# What the exercise asks
Look for the word "styles" in the entries below, then copy every line that has it.

# Task data

****

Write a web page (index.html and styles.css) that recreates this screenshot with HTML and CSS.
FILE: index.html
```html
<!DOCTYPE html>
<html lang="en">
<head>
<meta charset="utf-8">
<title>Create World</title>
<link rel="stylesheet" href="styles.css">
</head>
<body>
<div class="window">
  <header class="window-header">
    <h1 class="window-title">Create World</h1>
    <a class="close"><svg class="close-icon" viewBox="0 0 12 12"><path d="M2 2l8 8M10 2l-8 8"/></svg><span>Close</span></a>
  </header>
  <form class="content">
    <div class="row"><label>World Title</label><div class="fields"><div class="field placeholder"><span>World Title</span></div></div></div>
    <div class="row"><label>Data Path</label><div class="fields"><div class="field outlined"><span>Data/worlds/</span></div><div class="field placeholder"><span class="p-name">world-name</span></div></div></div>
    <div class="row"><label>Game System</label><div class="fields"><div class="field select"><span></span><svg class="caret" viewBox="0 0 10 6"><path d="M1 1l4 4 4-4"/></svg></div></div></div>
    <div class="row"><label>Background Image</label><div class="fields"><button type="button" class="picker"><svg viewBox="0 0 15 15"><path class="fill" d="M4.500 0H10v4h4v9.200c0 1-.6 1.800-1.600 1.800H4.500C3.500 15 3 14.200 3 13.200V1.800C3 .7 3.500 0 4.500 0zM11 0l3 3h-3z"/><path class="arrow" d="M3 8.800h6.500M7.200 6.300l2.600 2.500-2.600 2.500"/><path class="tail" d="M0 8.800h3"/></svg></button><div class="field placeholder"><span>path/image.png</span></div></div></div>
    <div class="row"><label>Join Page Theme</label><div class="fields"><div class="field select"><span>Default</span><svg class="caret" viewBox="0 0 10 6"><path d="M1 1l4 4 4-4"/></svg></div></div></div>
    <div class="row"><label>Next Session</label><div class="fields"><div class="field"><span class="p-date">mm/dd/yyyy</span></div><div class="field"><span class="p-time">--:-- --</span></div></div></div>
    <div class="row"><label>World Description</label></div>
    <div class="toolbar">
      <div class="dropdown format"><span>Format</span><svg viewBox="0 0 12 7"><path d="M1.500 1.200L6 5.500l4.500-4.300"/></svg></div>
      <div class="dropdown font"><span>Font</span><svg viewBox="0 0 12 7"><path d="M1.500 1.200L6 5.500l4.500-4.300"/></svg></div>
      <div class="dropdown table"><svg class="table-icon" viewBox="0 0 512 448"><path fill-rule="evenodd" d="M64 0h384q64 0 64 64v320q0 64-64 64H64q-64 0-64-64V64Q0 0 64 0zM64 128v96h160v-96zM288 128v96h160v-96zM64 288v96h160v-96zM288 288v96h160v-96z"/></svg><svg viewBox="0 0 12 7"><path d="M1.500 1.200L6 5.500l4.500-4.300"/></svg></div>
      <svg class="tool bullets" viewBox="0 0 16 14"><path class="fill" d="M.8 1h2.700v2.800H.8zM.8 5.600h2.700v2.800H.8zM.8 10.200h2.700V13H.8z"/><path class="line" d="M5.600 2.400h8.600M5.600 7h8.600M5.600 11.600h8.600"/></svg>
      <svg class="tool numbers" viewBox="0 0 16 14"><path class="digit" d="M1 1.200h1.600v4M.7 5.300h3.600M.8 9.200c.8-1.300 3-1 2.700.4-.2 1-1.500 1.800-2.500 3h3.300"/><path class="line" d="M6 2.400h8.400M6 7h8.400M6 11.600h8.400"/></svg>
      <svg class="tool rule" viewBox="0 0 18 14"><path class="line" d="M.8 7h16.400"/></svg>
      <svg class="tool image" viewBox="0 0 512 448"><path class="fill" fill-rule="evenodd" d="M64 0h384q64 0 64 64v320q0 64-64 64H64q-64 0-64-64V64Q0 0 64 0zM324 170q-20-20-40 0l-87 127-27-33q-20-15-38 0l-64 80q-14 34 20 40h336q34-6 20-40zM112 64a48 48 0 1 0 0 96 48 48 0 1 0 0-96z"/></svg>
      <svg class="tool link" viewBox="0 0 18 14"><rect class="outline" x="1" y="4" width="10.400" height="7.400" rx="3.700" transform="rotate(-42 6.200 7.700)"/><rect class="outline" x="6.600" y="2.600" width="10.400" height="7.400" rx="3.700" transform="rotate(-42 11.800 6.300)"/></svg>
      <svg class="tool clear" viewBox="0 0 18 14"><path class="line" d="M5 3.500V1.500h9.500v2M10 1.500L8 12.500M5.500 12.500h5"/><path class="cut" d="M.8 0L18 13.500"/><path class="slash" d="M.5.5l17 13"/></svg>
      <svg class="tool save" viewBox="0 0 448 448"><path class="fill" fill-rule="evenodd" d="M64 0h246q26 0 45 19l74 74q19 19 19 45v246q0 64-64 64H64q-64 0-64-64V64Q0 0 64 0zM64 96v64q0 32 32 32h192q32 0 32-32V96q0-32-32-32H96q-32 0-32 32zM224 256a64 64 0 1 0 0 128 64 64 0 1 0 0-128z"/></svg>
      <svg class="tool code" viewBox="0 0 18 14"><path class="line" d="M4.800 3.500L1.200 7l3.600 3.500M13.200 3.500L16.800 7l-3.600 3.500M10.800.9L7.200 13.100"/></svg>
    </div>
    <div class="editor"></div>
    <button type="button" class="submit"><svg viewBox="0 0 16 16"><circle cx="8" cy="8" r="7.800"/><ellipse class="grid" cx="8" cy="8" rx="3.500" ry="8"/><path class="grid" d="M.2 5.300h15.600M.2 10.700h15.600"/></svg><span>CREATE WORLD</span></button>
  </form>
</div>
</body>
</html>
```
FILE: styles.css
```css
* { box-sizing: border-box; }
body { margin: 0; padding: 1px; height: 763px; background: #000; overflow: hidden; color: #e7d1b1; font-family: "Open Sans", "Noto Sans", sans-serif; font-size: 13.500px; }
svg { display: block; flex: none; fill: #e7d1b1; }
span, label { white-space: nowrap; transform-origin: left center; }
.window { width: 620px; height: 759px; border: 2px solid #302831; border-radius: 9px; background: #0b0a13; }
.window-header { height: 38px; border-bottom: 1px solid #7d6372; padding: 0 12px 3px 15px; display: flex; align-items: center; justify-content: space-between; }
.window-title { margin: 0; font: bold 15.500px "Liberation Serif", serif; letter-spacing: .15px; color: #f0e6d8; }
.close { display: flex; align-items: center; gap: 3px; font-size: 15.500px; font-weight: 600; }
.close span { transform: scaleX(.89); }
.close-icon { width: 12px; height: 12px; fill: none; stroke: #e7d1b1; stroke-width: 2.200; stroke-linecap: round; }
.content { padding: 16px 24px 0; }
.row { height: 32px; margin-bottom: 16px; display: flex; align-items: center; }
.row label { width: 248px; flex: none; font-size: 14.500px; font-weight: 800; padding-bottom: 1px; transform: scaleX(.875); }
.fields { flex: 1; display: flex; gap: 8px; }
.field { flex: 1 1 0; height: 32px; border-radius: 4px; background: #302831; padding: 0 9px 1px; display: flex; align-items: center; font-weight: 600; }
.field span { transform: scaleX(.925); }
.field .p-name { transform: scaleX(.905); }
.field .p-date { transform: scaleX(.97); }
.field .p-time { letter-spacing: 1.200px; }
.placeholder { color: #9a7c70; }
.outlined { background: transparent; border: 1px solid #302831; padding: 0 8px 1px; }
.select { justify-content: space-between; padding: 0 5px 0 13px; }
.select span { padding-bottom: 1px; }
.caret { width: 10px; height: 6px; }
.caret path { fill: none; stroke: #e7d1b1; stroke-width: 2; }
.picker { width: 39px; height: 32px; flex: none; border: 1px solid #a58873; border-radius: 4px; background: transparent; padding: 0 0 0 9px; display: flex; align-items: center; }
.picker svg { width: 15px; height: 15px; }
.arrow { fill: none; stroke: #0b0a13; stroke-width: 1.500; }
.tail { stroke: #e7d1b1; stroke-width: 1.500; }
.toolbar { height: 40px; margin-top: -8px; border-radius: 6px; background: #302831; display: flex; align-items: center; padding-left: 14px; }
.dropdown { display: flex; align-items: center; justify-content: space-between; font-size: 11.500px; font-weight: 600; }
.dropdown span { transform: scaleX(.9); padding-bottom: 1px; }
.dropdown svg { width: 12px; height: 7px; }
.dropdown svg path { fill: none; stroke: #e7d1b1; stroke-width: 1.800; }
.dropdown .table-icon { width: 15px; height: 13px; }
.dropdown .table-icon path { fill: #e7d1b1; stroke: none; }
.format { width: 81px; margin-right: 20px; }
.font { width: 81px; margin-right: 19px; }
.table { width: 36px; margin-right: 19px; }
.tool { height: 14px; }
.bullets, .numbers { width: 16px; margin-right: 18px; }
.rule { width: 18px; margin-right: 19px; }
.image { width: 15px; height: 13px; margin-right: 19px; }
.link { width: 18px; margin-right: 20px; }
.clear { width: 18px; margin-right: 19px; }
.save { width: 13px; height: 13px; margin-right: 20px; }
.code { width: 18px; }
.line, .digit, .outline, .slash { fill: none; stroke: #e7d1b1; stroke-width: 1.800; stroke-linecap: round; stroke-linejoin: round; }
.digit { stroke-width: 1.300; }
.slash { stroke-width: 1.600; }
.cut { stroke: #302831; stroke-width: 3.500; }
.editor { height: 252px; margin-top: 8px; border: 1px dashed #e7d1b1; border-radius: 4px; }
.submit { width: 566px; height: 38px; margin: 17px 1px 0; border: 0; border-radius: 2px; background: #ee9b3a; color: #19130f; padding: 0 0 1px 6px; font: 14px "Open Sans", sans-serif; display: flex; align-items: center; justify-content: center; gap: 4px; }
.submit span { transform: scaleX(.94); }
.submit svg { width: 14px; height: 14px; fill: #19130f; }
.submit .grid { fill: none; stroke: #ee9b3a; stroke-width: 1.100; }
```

****

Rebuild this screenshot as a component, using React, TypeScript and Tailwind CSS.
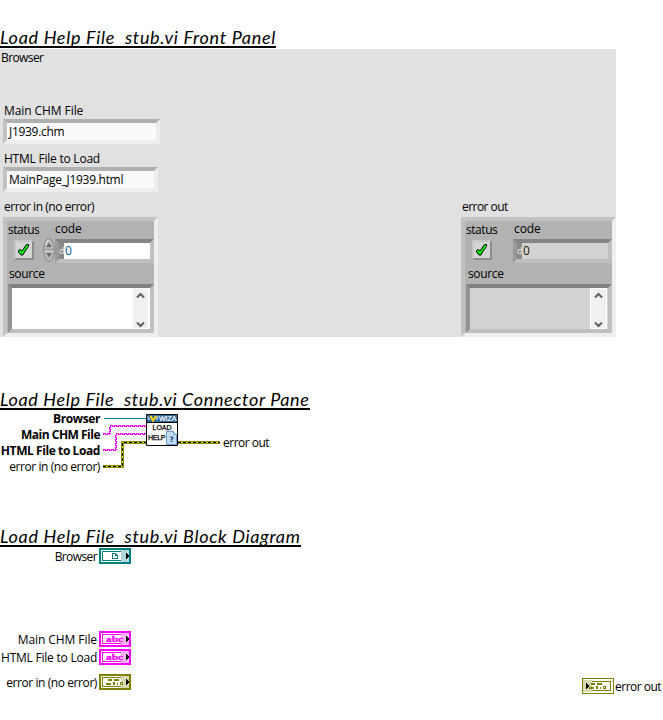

****

# Right answer
Write a web page (index.html and styles.css) that recreates this screenshot with HTML and CSS.
<link rel="stylesheet" href="styles.css">
FILE: styles.css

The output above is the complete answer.